ANSWERS: 13
  • When I become an adult, I would prefer that my parents call me by my first name.
  • If the adults are close friends of the family, kids should call them by their first names. But if they aren't good friends, the kids should use Mr./Miss/Mrs. and the last name.
  • I think that depends upon the adult being addressed. I prefer my first name, although many of my friends' children call me "Ms. [AR's First Name]". If the child is addressing a parent, "mom" or "dad" is always good. If the child is addressing a teacher, "Mr./Ms. [Teacher's Last Name]" is good. Some people prefer to be addressed by their title Mr./Ms. [Lastname]. Personally, you would offend me by calling me Mrs. no matter what lastname or first name you used, and regardless of my marital status. I'll also be one adult to admit that some adults are so disrespectful to children, that they don't deserve to be addressed in any respectful manner. Thus, it depends upon whom the child is addressing at the time.

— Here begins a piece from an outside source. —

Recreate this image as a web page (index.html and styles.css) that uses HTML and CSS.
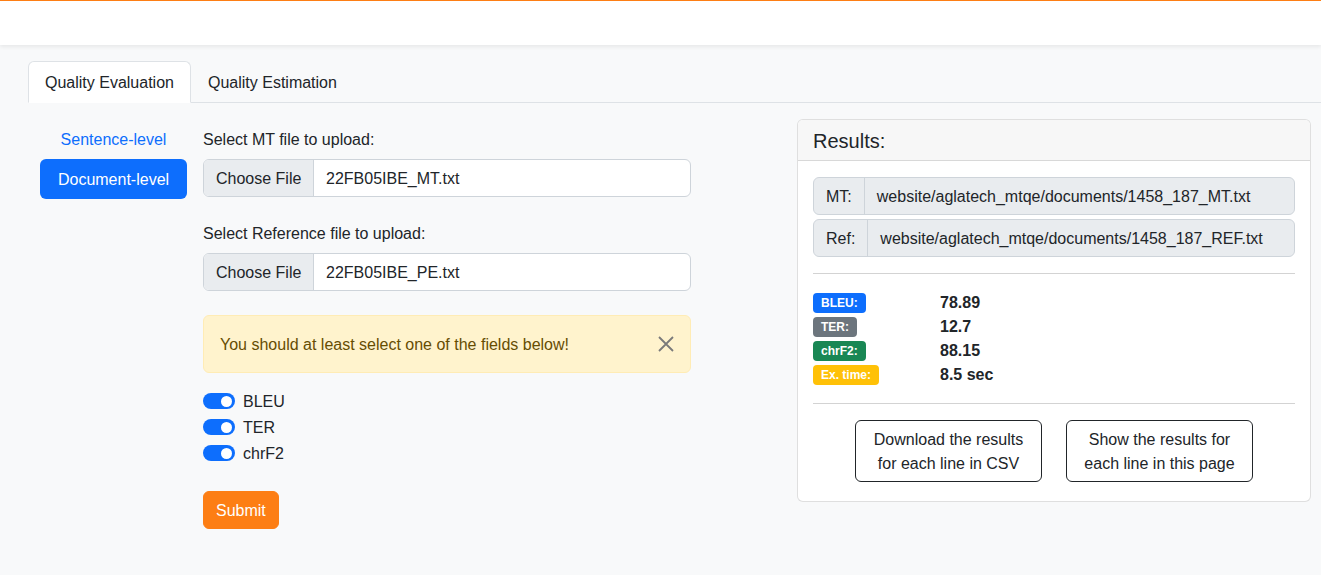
FILE: index.html
```html
<!DOCTYPE html>
<html lang="en">
<head>
<meta charset="utf-8">
<title>MTQE</title>
<link rel="stylesheet" href="styles.css">
</head>
<body>
<header class="topbar"></header>
<main class="main">
  <nav class="tabs">
    <a class="tab active">Quality Evaluation</a>
    <a class="tab">Quality Estimation</a>
  </nav>
  <div class="content">
    <div class="pills">
      <a class="pill">Sentence-level</a>
      <a class="pill active">Document-level</a>
    </div>
    <form class="form">
      <label class="form-label">Select MT file to upload:</label>
      <div class="file-input">
        <span class="file-btn">Choose File</span>
        <span class="file-name">22FB05IBE_MT.txt</span>
      </div>
      <label class="form-label">Select Reference file to upload:</label>
      <div class="file-input">
        <span class="file-btn">Choose File</span>
        <span class="file-name">22FB05IBE_PE.txt</span>
      </div>
      <div class="alert">
        <span>You should at least select one of the fields below!</span>
        <svg class="close" width="16" height="16" viewBox="0 0 16 16"><path d="M1 1 L15 15 M15 1 L1 15" stroke="#7a7a7a" stroke-width="1.8" fill="none"/></svg>
      </div>
      <div class="switch-row"><span class="switch"></span><span>BLEU</span></div>
      <div class="switch-row"><span class="switch"></span><span>TER</span></div>
      <div class="switch-row"><span class="switch"></span><span>chrF2</span></div>
      <button type="button" class="submit">Submit</button>
    </form>
    <section class="card">
      <div class="card-header">Results:</div>
      <div class="card-body">
        <div class="input-group">
          <span class="addon">MT:</span>
          <span class="field">website/aglatech_mtqe/documents/1458_187_MT.txt</span>
        </div>
        <div class="input-group">
          <span class="addon">Ref:</span>
          <span class="field">website/aglatech_mtqe/documents/1458_187_REF.txt</span>
        </div>
        <hr class="sep">
        <div class="scores">
          <div class="score"><span class="badge blue">BLEU:</span><span class="val">78.89</span></div>
          <div class="score"><span class="badge grey">TER:</span><span class="val">12.7</span></div>
          <div class="score"><span class="badge green">chrF2:</span><span class="val">88.15</span></div>
          <div class="score"><span class="badge yellow">Ex. time:</span><span class="val">8.5 sec</span></div>
        </div>
        <hr class="sep">
        <div class="actions">
          <button type="button" class="outline">Download the results for each line in CSV</button>
          <button type="button" class="outline">Show the results for each line in this page</button>
        </div>
      </div>
    </section>
  </div>
</main>
</body>
</html>
```
FILE: styles.css
```css
* { box-sizing: border-box; }
html, body { margin: 0; padding: 0; }
body {
  font-family: "Liberation Sans", Arial, sans-serif;
  font-size: 16px;
  line-height: 24px;
  color: #212529;
  background: #f8f9fa;
  height: 575px;
  overflow: hidden;
}
.topbar {
  height: 45px;
  background: #fff;
  border-top: 1px solid #fd7e14;
  box-shadow: 0 2px 4px rgba(0,0,0,0.07);
  position: relative;
}
.main { padding: 16px 0 0 28px; }
.tabs {
  display: flex;
  border-bottom: 1px solid #dee2e6;
}
.tab {
  padding: 9px 16px 7px;
  border: 1px solid transparent;
  border-top-left-radius: 6px;
  border-top-right-radius: 6px;
  margin-bottom: -1px;
  color: #212529;
}
.tab.active {
  background: #fff;
  border-color: #dee2e6 #dee2e6 #fff;
}
.content {
  display: flex;
  align-items: flex-start;
  padding: 16px 10px 0 12px;
}
.pills { width: 147px; display: flex; flex-direction: column; margin-right: 16px; }
.pill {
  display: block;
  text-align: center;
  padding: 9px 16px 7px;
  color: #0d6efd;
  border-radius: 6px;
}
.pill.active { background: #0d6efd; color: #fff; }
.form { width: 488px; padding-top: 9px; display: flex; flex-direction: column; }
.form-label { display: block; margin-bottom: 7px; }
.file-input {
  display: flex;
  height: 38px;
  border: 1px solid #ced4da;
  border-radius: 6px;
  background: #fff;
  overflow: hidden;
  margin-bottom: 25px;
}
.file-btn {
  width: 110px;
  padding: 7px 12px 5px;
  background: #e9ecef;
  border-right: 1px solid #ced4da;
  white-space: nowrap;
}
.file-name { padding: 7px 12px 5px; }
.alert {
  display: flex;
  justify-content: space-between;
  align-items: center;
  height: 58px;
  margin-top: -1px;
  padding: 17px 16px 15px 16px;
  background: #fff3cd;
  border: 1px solid #ffecb5;
  border-radius: 6px;
  color: #664d03;
  margin-bottom: 16px;
}
.close { margin-right: 0; margin-top: -2px; }
.switch-row {
  display: flex;
  align-items: center;
  gap: 8px;
  height: 24px;
  margin-bottom: 2px;
}
.switch-row span:last-child { padding-top: 2px; }
.switch {
  width: 32px;
  height: 16px;
  border-radius: 8px;
  background: #0d6efd;
  position: relative;
}
.switch::after {
  content: "";
  position: absolute;
  right: 3px;
  top: 2.5px;
  width: 11px;
  height: 11px;
  border-radius: 50%;
  background: #fff;
}
.submit {
  align-self: flex-start;
  margin-top: 24px;
  height: 38px;
  padding: 7px 12px 5px;
  font: inherit;
  color: #fff;
  background: #fd7e14;
  border: 1px solid #fd7e14;
  border-radius: 6px;
}
.card {
  margin-left: auto;
  width: 514px;
  background: #fff;
  border: 1px solid rgba(0,0,0,0.125);
  border-radius: 6px;
  overflow: hidden;
}
.card-header {
  padding: 9px 15px 7px;
  font-size: 20px;
  line-height: 24px;
  font-weight: 500;
  background: #f7f7f7;
  border-bottom: 1px solid rgba(0,0,0,0.125);
}
.card-body { padding: 16px 15px 19px; }
.input-group {
  display: flex;
  height: 38px;
  border: 1px solid #ced4da;
  border-radius: 6px;
  background: #e9ecef;
  margin-bottom: 4px;
}
.addon { padding: 7px 12px 5px; border-right: 1px solid #ced4da; }
.field { padding: 7px 12px 5px; white-space: nowrap; }
.sep {
  border: 0;
  border-top: 1px solid #d3d3d3;
  margin: 16px 0 16px;
}
.scores { padding-top: 1px; }
.score { display: flex; align-items: center; height: 24px; position: relative; }
.badge {
  display: inline-block;
  font-size: 12px;
  line-height: 12px;
  font-weight: 700;
  color: #fff;
  padding: 4px 8px 4px;
  border-radius: 4px;
}
.blue { background: #0d6efd; }
.grey { background: #6c757d; }
.green { background: #198754; }
.yellow { background: #ffc107; }
.val { position: absolute; left: 127px; font-weight: 700; }
.actions { display: flex; justify-content: center; gap: 24px; }
.outline {
  width: 187px;
  height: 62px;
  padding: 7px 12px 5px;
  font: inherit;
  color: #212529;
  background: #fff;
  border: 1px solid #212529;
  border-radius: 6px;
  text-align: center;
}
```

  • I think it depends on the adult, what the adult prefers and where you live. If the child doesn't know, it should be Ms./Mrs./Mr. Whatever. The adult can then say "You may call me Jane." In the South, it is common to for children to call friend's parents and their parent's friends as Mr. or Ms. First name.
  • Children should address adults as adults address adults. I remember when I was at school, they insisted that we were to call every male teacher "Sir" and I refused to do so on the account of none of the teachers at my school had a knighthood.
  • I prefer children to address me as Mr & last name. I also prefer to be addressed in this way by adults younger than myself and women my own age.
  • I teach my son to address elders as Mr. or Ms. then their last name. That is how I was raised. Then, after that, if the adult says " You can call me ..." then that is fine. I want him to learn the respectful way first, then let them determine what they want to be called. If they don't correct him, the Mr or Ms stays. Respect goes a long way on a first impression. I don't believe it will hurt him to learn that early, and have it be a part of his everyday life. At his preschool, they are very adament about how leaders are to be addressed. His teacher, on the first day, said, "My name is Ms. Denise, you may call me Ms. Denise." Denise is her first name, but that is how she wants to be addressed, so that is fine.
  • For close friends we use Uncle / Aunty quite a lot. But finding a happy medium is difficult. I think Mr and Mrs is just too antiquated these days. It makes the kid seem repressed rather than respectful. Many of my kids' friends call me Tom, but some call me Uncle Tom and one Mr. Tom! I don't mind because if they called me Mr. P-C I'd find it strange and hard to have a relationship with them. Too stand offish.
  • It depends on the children's relationship with the adult. If they are close...first name is fine...if it's a not so close relationship...then the other option works. +3
  • It would depend on the adult.
  • title last name until otherwise indicated.... adults should do the same. introduction by first name is indicating otherwise. I find it rude when in a job which makes you wear a first name name tag people go out of their way to use your name... but I am apparently a minority in that, apparently some people think strangers referencing you as though you are casual with eachother makes them feel special.
  • Mr. Ms. Last Name unless we are really close and the child hears the first name a lot; and it's okay with the adult. +2
  • I feel the assumed / initial address should be Mr/Mrs/Miss/Ms + last name. The adult being addressed will appreciate the respect shown by doing so and will let the child know at that point what they are most comfortable with.